Escape from New York was inspired by the paranoia of Watergate and fueled by the mid-1970s rise in urban crime. Also starring Adrienne Barbeau, Ernest Borgnine, Lee Van Cleef, and Donald Pleasance, and featuring Isaac Hayes as the Duke of New York, it was a critical and box office hit. Escape from L.A., which also had a class act ensemble in Cliff Robertson, Pam Grier, Stacy Keach, Steve Buscemi, and Peter Fonda, did not match it. A satire on the action movie genre itself, the film got poor reviews and lower theatrical attendance.
Carpenter redefined horror and independent film with Halloween (1978), which was, at the time, the most profitable indie film to hit big screens. Escape from L.A. had a budget which rivaled its contemporary Jurassic Park, and both Carpenter and Russell planned to top the first two movies by going even bigger with Escape from Earth. Given the reception of the second Escape, however, Paramount wasn’t willing to fund the film, and it died in development. But Snake Plissken is not the kind of character who can be killed so easily. The DOA pronouncement could still be premature.
“You never know,” Carpenter says. “I learned never to say never in the business. I don’t think so, but I don’t know.”
To be sure, some franchises really are inescapable, with movie studios rushing follow-ups into production while properties are still hot. Others take time. Sixteen years passed between Stanley Kubrick’s 2001: A Space Odyssey (1968) and its follow-up, 2010: The Year We Make Contact (1984). It took 39 years for Danny Torrance to recover from The Shining to become the title character in Doctor Sleep. Perhaps most comparable to Escape from New York, is how Mad Max roared back with more force than the original in 2015, exploding from an Australian cult hit to being a post-apocalyptic Oscar winner and box office juggernaut via Mad Max: Fury Road.
Meanwhile Carpenter’s own Halloween set new standards on legacy sequels, with Jamie Lee Curtis growing stronger with every reprisal (and with the box office to match) in the recent Carpenter produced, and David Gordon Green directed, follow-ups. Escape from Earth, and Russell’s Snake Plissken, could yet follow the same trajectory. Legacy sequels are perennially golden.

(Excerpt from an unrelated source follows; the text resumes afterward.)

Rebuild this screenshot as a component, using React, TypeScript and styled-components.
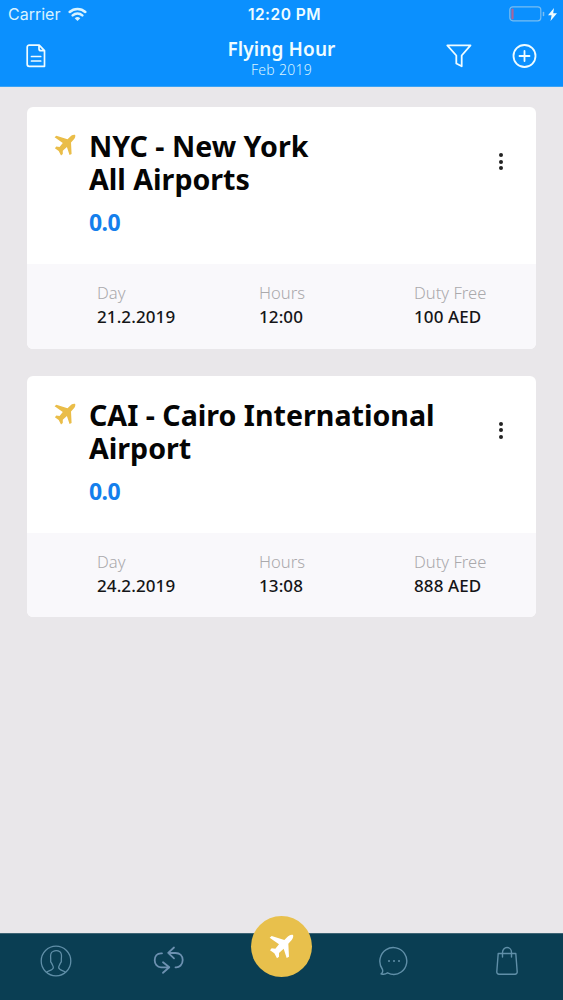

One previous attempt at a potential Snake Plissken sequel came in 1996. Carpenter submitted a screenplay for a film called Escape from Mars. Paramount passed, the Snake character was changed to “Desolation Williams,” Ice Cube was cast in the lead, and it went out as Ghosts of Mars (2001).
When plans for a third movie fell through, Carpenter, Russell, and Hill pitched the Snake Plissken franchise as a 100-episode TV series. Russell would not be reprising the lead role, however. The networks passed because the project was considered too dark for early 2000s television.
The franchise has also been considered in other mediums. A video game called “Snake Plissken’s Escape” was approved, planned, and in the works for PlayStation 2, before it was canceled in 2004. There were plans to bring Escape from New York into comics, and there were rumors Russell would voice Snake in an Anime adaptation of Escape from Earth.
Attempts to reboot Escape from New York passed through such directors Robert Rodriguez in 2017 and Leigh Whannell in 2019.
Escape from Earth isn’t the only project Carpenter couldn’t get off the ground. After remaking The Thing (1982), based on Howard Hawks and Christian Nyby’s The Thing From Another World, for Universal, he was slated to direct a remake of Hawks’ Creature from the Black Lagoon. The Thing didn’t do as well as the studio expected, and the project was dropped.
Carpenter hasn’t directed a film since The Ward (2010), which blended elements from his first feature Assault on Precinct 13 and Escape from New York. While internet rumors about a new production pops up regularly, Escape from Earth appears to be dead. But then, a lot of characters thought Snake Plissken was dead when they first encounter him in the film.
Escape From L.A. is available on 4K Ultra HD.